* **PROMPT**: Leaving out the pictures, retype all the material exactly.

* **RECORDED INFORMATION**:
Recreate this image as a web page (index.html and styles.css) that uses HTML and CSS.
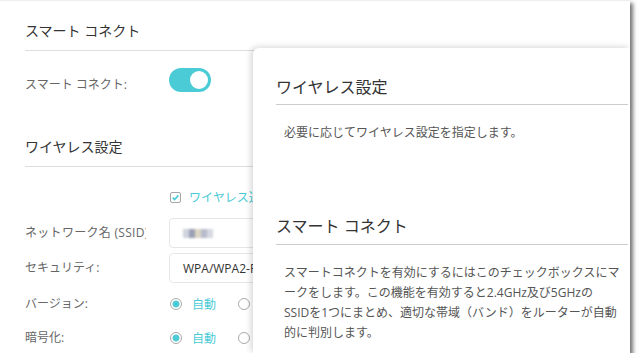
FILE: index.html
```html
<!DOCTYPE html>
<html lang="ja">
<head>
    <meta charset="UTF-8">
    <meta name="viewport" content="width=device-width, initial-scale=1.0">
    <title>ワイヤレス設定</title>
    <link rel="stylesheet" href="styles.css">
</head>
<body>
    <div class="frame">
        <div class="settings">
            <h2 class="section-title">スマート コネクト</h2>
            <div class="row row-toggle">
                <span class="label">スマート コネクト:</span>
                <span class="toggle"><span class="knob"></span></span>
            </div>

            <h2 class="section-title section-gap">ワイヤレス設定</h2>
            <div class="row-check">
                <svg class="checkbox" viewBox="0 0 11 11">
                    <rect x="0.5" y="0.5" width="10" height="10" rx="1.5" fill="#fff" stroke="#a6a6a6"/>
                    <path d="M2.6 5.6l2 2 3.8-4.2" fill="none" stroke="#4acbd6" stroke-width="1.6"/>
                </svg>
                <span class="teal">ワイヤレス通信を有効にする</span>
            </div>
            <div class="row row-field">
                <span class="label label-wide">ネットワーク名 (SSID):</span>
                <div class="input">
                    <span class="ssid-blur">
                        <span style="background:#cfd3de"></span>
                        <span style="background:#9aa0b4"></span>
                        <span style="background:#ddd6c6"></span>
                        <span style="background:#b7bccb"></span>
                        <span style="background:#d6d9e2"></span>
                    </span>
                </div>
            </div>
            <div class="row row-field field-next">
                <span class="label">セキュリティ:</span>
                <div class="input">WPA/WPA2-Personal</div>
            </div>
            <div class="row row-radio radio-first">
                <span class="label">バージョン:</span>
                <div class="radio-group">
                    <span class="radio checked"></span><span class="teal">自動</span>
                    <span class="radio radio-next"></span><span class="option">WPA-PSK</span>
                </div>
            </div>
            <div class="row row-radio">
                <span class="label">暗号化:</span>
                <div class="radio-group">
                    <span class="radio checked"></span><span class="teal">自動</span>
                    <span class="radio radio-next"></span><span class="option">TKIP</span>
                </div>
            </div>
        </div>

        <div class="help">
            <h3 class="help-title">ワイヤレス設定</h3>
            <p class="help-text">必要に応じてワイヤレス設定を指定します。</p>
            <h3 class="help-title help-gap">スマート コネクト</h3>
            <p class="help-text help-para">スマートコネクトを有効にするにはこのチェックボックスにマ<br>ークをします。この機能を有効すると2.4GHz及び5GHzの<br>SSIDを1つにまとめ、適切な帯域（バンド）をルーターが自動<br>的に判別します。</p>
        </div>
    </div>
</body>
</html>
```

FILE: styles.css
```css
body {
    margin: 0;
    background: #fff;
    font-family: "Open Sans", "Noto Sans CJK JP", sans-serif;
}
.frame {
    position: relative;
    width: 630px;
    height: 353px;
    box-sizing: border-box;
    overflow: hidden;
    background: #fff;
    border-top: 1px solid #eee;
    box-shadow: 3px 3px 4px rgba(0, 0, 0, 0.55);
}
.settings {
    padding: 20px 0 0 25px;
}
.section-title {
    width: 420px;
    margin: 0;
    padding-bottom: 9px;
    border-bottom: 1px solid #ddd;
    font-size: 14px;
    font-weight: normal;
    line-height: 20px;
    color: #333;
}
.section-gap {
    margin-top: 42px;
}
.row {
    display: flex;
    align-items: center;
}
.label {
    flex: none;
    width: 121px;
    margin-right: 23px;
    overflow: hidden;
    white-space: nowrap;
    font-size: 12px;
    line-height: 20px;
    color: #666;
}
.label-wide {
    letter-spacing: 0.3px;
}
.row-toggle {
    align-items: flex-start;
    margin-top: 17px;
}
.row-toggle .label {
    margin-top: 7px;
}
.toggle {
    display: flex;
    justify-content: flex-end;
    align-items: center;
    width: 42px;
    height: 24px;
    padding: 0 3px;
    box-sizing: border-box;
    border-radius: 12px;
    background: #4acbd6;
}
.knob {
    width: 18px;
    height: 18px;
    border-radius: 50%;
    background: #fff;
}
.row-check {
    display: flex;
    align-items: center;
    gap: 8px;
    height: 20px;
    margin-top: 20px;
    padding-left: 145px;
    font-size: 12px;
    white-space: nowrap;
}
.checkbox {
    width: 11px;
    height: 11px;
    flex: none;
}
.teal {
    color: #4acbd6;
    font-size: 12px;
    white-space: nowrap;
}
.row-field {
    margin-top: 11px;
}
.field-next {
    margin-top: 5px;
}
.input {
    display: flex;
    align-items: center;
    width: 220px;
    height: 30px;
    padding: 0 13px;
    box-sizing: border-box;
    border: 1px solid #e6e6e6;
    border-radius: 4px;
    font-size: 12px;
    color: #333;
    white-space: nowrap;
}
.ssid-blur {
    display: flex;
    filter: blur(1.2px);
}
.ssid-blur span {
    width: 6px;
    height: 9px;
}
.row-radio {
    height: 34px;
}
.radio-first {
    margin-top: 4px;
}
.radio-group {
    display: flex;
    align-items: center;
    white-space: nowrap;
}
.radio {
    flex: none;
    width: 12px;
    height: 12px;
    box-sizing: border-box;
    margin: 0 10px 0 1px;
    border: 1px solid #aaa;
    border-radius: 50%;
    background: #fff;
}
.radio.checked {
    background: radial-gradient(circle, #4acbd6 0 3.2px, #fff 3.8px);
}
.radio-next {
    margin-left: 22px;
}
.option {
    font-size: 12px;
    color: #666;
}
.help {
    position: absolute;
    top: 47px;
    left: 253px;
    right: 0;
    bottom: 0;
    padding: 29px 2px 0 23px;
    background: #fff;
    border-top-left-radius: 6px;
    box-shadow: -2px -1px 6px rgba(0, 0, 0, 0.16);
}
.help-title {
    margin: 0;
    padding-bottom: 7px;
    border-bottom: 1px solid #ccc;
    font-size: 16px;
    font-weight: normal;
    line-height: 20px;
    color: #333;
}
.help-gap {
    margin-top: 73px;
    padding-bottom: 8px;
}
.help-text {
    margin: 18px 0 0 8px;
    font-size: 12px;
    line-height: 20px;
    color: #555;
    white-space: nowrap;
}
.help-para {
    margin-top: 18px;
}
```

* **ANSWER TO THE PROBLEM**:
Recreate this image as a web page (index.html and styles.css) that uses HTML and CSS.
FILE: index.html
```html
<!DOCTYPE html>
<html lang="ja">
<head>
    <meta charset="UTF-8">
    <meta name="viewport" content="width=device-width, initial-scale=1.0">
    <title>ワイヤレス設定</title>
    <link rel="stylesheet" href="styles.css">
</head>
<body>
    <div class="frame">
        <div class="settings">
            <h2 class="section-title">スマート コネクト</h2>
            <div class="row row-toggle">
                <span class="label">スマート コネクト:</span>
                <span class="toggle"><span class="knob"></span></span>
            </div>

            <h2 class="section-title section-gap">ワイヤレス設定</h2>
            <div class="row-check">
                <svg class="checkbox" viewBox="0 0 11 11">
                    <rect x="0.5" y="0.5" width="10" height="10" rx="1.5" fill="#fff" stroke="#a6a6a6"/>
                    <path d="M2.6 5.6l2 2 3.8-4.2" fill="none" stroke="#4acbd6" stroke-width="1.6"/>
                </svg>
                <span class="teal">ワイヤレス通信を有効にする</span>
            </div>
            <div class="row row-field">
                <span class="label label-wide">ネットワーク名 (SSID):</span>
                <div class="input">
                    <span class="ssid-blur">
                        <span style="background:#cfd3de"></span>
                        <span style="background:#9aa0b4"></span>
                        <span style="background:#ddd6c6"></span>
                        <span style="background:#b7bccb"></span>
                        <span style="background:#d6d9e2"></span>
                    </span>
                </div>
            </div>
            <div class="row row-field field-next">
                <span class="label">セキュリティ:</span>
                <div class="input">WPA/WPA2-Personal</div>
            </div>
            <div class="row row-radio radio-first">
                <span class="label">バージョン:</span>
                <div class="radio-group">
                    <span class="radio checked"></span><span class="teal">自動</span>
                    <span class="radio radio-next"></span><span class="option">WPA-PSK</span>
                </div>
            </div>
            <div class="row row-radio">
                <span class="label">暗号化:</span>
                <div class="radio-group">
                    <span class="radio checked"></span><span class="teal">自動</span>
                    <span class="radio radio-next"></span><span class="option">TKIP</span>
                </div>
            </div>
        </div>

        <div class="help">
            <h3 class="help-title">ワイヤレス設定</h3>
            <p class="help-text">必要に応じてワイヤレス設定を指定します。</p>
            <h3 class="help-title help-gap">スマート コネクト</h3>
            <p class="help-text help-para">スマートコネクトを有効にするにはこのチェックボックスにマ<br>ークをします。この機能を有効すると2.4GHz及び5GHzの<br>SSIDを1つにまとめ、適切な帯域（バンド）をルーターが自動<br>的に判別します。</p>
        </div>
    </div>
</body>
</html>
```

FILE: styles.css
```css
body {
    margin: 0;
    background: #fff;
    font-family: "Open Sans", "Noto Sans CJK JP", sans-serif;
}
.frame {
    position: relative;
    width: 630px;
    height: 353px;
    box-sizing: border-box;
    overflow: hidden;
    background: #fff;
    border-top: 1px solid #eee;
    box-shadow: 3px 3px 4px rgba(0, 0, 0, 0.55);
}
.settings {
    padding: 20px 0 0 25px;
}
.section-title {
    width: 420px;
    margin: 0;
    padding-bottom: 9px;
    border-bottom: 1px solid #ddd;
    font-size: 14px;
    font-weight: normal;
    line-height: 20px;
    color: #333;
}
.section-gap {
    margin-top: 42px;
}
.row {
    display: flex;
    align-items: center;
}
.label {
    flex: none;
    width: 121px;
    margin-right: 23px;
    overflow: hidden;
    white-space: nowrap;
    font-size: 12px;
    line-height: 20px;
    color: #666;
}
.label-wide {
    letter-spacing: 0.3px;
}
.row-toggle {
    align-items: flex-start;
    margin-top: 17px;
}
.row-toggle .label {
    margin-top: 7px;
}
.toggle {
    display: flex;
    justify-content: flex-end;
    align-items: center;
    width: 42px;
    height: 24px;
    padding: 0 3px;
    box-sizing: border-box;
    border-radius: 12px;
    background: #4acbd6;
}
.knob {
    width: 18px;
    height: 18px;
    border-radius: 50%;
    background: #fff;
}
.row-check {
    display: flex;
    align-items: center;
    gap: 8px;
    height: 20px;
    margin-top: 20px;
    padding-left: 145px;
    font-size: 12px;
    white-space: nowrap;
}
.checkbox {
    width: 11px;
    height: 11px;
    flex: none;
}
.teal {
    color: #4acbd6;
    font-size: 12px;
    white-space: nowrap;
}
.row-field {
    margin-top: 11px;
}
.field-next {
    margin-top: 5px;
}
.input {
    display: flex;
    align-items: center;
    width: 220px;
    height: 30px;
    padding: 0 13px;
    box-sizing: border-box;
    border: 1px solid #e6e6e6;
    border-radius: 4px;
    font-size: 12px;
    color: #333;
    white-space: nowrap;
}
.ssid-blur {
    display: flex;
    filter: blur(1.2px);
}
.ssid-blur span {
    width: 6px;
    height: 9px;
}
.row-radio {
    height: 34px;
}
.radio-first {
    margin-top: 4px;
}
.radio-group {
    display: flex;
    align-items: center;
    white-space: nowrap;
}
.radio {
    flex: none;
    width: 12px;
    height: 12px;
    box-sizing: border-box;
    margin: 0 10px 0 1px;
    border: 1px solid #aaa;
    border-radius: 50%;
    background: #fff;
}
.radio.checked {
    background: radial-gradient(circle, #4acbd6 0 3.2px, #fff 3.8px);
}
.radio-next {
    margin-left: 22px;
}
.option {
    font-size: 12px;
    color: #666;
}
.help {
    position: absolute;
    top: 47px;
    left: 253px;
    right: 0;
    bottom: 0;
    padding: 29px 2px 0 23px;
    background: #fff;
    border-top-left-radius: 6px;
    box-shadow: -2px -1px 6px rgba(0, 0, 0, 0.16);
}
.help-title {
    margin: 0;
    padding-bottom: 7px;
    border-bottom: 1px solid #ccc;
    font-size: 16px;
    font-weight: normal;
    line-height: 20px;
    color: #333;
}
.help-gap {
    margin-top: 73px;
    padding-bottom: 8px;
}
.help-text {
    margin: 18px 0 0 8px;
    font-size: 12px;
    line-height: 20px;
    color: #555;
    white-space: nowrap;
}
.help-para {
    margin-top: 18px;
}
```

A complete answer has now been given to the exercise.